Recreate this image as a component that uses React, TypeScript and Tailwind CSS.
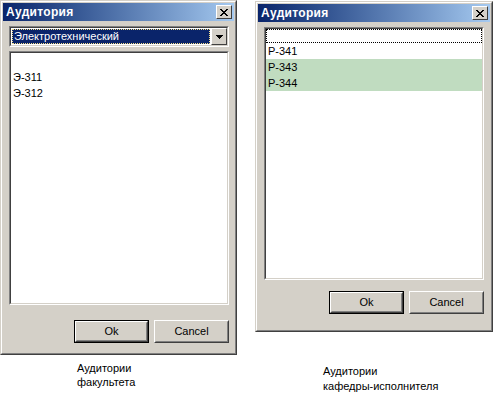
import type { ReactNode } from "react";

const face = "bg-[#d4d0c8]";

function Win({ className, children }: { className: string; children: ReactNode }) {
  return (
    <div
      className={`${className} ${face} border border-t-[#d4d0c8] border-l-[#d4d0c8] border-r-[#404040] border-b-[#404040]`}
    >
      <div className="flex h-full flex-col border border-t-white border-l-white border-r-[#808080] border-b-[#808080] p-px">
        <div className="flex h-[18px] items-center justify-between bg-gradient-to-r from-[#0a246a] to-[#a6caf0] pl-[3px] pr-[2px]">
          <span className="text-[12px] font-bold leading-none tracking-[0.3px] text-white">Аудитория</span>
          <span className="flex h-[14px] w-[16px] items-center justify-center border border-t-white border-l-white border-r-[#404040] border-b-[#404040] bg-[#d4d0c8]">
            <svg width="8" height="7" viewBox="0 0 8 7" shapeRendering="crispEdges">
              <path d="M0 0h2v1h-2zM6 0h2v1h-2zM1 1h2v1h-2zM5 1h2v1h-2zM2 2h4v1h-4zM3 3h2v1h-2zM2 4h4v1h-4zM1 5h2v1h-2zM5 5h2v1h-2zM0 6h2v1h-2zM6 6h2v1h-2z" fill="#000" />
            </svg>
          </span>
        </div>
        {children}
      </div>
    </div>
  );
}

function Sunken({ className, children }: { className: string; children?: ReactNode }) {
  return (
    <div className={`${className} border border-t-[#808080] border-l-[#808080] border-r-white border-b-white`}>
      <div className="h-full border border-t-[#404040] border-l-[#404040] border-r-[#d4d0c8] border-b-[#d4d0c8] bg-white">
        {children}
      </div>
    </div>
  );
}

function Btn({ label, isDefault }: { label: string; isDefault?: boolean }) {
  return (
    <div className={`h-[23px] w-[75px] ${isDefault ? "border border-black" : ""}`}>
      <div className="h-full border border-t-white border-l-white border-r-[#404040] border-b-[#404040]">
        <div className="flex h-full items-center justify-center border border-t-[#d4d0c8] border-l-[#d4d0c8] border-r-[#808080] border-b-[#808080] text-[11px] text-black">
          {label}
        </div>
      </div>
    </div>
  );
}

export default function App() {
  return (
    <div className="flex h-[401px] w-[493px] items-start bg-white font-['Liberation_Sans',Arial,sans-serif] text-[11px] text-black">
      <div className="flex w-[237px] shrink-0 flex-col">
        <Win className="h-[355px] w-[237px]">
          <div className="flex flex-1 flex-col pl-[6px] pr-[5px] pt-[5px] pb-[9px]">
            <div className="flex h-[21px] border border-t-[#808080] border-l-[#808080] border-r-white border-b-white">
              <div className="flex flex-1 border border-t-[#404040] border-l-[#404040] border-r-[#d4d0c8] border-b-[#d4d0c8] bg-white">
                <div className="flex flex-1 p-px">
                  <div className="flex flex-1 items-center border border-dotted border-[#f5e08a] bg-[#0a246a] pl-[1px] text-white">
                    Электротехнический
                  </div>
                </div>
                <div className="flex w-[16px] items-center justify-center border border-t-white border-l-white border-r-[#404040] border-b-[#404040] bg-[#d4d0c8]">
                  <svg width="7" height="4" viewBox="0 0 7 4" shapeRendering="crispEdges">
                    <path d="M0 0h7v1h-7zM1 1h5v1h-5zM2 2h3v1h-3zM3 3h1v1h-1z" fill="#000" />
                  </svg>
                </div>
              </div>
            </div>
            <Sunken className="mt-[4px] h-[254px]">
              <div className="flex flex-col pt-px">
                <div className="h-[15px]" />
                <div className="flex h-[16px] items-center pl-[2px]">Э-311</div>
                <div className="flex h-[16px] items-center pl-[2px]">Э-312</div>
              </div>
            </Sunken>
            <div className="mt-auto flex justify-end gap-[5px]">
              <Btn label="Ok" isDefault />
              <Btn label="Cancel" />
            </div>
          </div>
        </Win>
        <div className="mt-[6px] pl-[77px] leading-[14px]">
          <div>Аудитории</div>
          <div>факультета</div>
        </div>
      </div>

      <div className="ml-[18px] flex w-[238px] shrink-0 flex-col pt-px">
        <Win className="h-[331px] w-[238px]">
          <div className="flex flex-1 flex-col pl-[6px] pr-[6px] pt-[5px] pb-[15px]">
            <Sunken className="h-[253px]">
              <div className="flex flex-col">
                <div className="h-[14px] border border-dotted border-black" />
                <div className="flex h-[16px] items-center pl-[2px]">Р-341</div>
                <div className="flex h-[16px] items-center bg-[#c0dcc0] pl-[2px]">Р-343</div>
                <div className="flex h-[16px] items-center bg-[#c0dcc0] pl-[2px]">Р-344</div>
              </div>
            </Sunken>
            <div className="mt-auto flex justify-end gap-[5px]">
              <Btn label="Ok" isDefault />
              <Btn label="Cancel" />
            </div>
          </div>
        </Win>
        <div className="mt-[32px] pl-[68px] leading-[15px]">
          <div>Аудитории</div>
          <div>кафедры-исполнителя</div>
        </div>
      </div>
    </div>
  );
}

» Your instructions:
Reproduce the listing word for word and omit its pictures.

» Reply:
Recreate this image as a component that uses React, TypeScript and Tailwind CSS.
import type { ReactNode } from "react";

const face = "bg-[#d4d0c8]";

function Win({ className, children }: { className: string; children: ReactNode }) {
  return (
    <div
      className={`${className} ${face} border border-t-[#d4d0c8] border-l-[#d4d0c8] border-r-[#404040] border-b-[#404040]`}
    >
      <div className="flex h-full flex-col border border-t-white border-l-white border-r-[#808080] border-b-[#808080] p-px">
        <div className="flex h-[18px] items-center justify-between bg-gradient-to-r from-[#0a246a] to-[#a6caf0] pl-[3px] pr-[2px]">
          <span className="text-[12px] font-bold leading-none tracking-[0.3px] text-white">Аудитория</span>
          <span className="flex h-[14px] w-[16px] items-center justify-center border border-t-white border-l-white border-r-[#404040] border-b-[#404040] bg-[#d4d0c8]">
            <svg width="8" height="7" viewBox="0 0 8 7" shapeRendering="crispEdges">
              <path d="M0 0h2v1h-2zM6 0h2v1h-2zM1 1h2v1h-2zM5 1h2v1h-2zM2 2h4v1h-4zM3 3h2v1h-2zM2 4h4v1h-4zM1 5h2v1h-2zM5 5h2v1h-2zM0 6h2v1h-2zM6 6h2v1h-2z" fill="#000" />
            </svg>
          </span>
        </div>
        {children}
      </div>
    </div>
  );
}

function Sunken({ className, children }: { className: string; children?: ReactNode }) {
  return (
    <div className={`${className} border border-t-[#808080] border-l-[#808080] border-r-white border-b-white`}>
      <div className="h-full border border-t-[#404040] border-l-[#404040] border-r-[#d4d0c8] border-b-[#d4d0c8] bg-white">
        {children}
      </div>
    </div>
  );
}

function Btn({ label, isDefault }: { label: string; isDefault?: boolean }) {
  return (
    <div className={`h-[23px] w-[75px] ${isDefault ? "border border-black" : ""}`}>
      <div className="h-full border border-t-white border-l-white border-r-[#404040] border-b-[#404040]">
        <div className="flex h-full items-center justify-center border border-t-[#d4d0c8] border-l-[#d4d0c8] border-r-[#808080] border-b-[#808080] text-[11px] text-black">
          {label}
        </div>
      </div>
    </div>
  );
}

export default function App() {
  return (
    <div className="flex h-[401px] w-[493px] items-start bg-white font-['Liberation_Sans',Arial,sans-serif] text-[11px] text-black">
      <div className="flex w-[237px] shrink-0 flex-col">
        <Win className="h-[355px] w-[237px]">
          <div className="flex flex-1 flex-col pl-[6px] pr-[5px] pt-[5px] pb-[9px]">
            <div className="flex h-[21px] border border-t-[#808080] border-l-[#808080] border-r-white border-b-white">
              <div className="flex flex-1 border border-t-[#404040] border-l-[#404040] border-r-[#d4d0c8] border-b-[#d4d0c8] bg-white">
                <div className="flex flex-1 p-px">
                  <div className="flex flex-1 items-center border border-dotted border-[#f5e08a] bg-[#0a246a] pl-[1px] text-white">
                    Электротехнический
                  </div>
                </div>
                <div className="flex w-[16px] items-center justify-center border border-t-white border-l-white border-r-[#404040] border-b-[#404040] bg-[#d4d0c8]">
                  <svg width="7" height="4" viewBox="0 0 7 4" shapeRendering="crispEdges">
                    <path d="M0 0h7v1h-7zM1 1h5v1h-5zM2 2h3v1h-3zM3 3h1v1h-1z" fill="#000" />
                  </svg>
                </div>
              </div>
            </div>
            <Sunken className="mt-[4px] h-[254px]">
              <div className="flex flex-col pt-px">
                <div className="h-[15px]" />
                <div className="flex h-[16px] items-center pl-[2px]">Э-311</div>
                <div className="flex h-[16px] items-center pl-[2px]">Э-312</div>
              </div>
            </Sunken>
            <div className="mt-auto flex justify-end gap-[5px]">
              <Btn label="Ok" isDefault />
              <Btn label="Cancel" />
            </div>
          </div>
        </Win>
        <div className="mt-[6px] pl-[77px] leading-[14px]">
          <div>Аудитории</div>
          <div>факультета</div>
        </div>
      </div>

      <div className="ml-[18px] flex w-[238px] shrink-0 flex-col pt-px">
        <Win className="h-[331px] w-[238px]">
          <div className="flex flex-1 flex-col pl-[6px] pr-[6px] pt-[5px] pb-[15px]">
            <Sunken className="h-[253px]">
              <div className="flex flex-col">
                <div className="h-[14px] border border-dotted border-black" />
                <div className="flex h-[16px] items-center pl-[2px]">Р-341</div>
                <div className="flex h-[16px] items-center bg-[#c0dcc0] pl-[2px]">Р-343</div>
                <div className="flex h-[16px] items-center bg-[#c0dcc0] pl-[2px]">Р-344</div>
              </div>
            </Sunken>
            <div className="mt-auto flex justify-end gap-[5px]">
              <Btn label="Ok" isDefault />
              <Btn label="Cancel" />
            </div>
          </div>
        </Win>
        <div className="mt-[32px] pl-[68px] leading-[15px]">
          <div>Аудитории</div>
          <div>кафедры-исполнителя</div>
        </div>
      </div>
    </div>
  );
}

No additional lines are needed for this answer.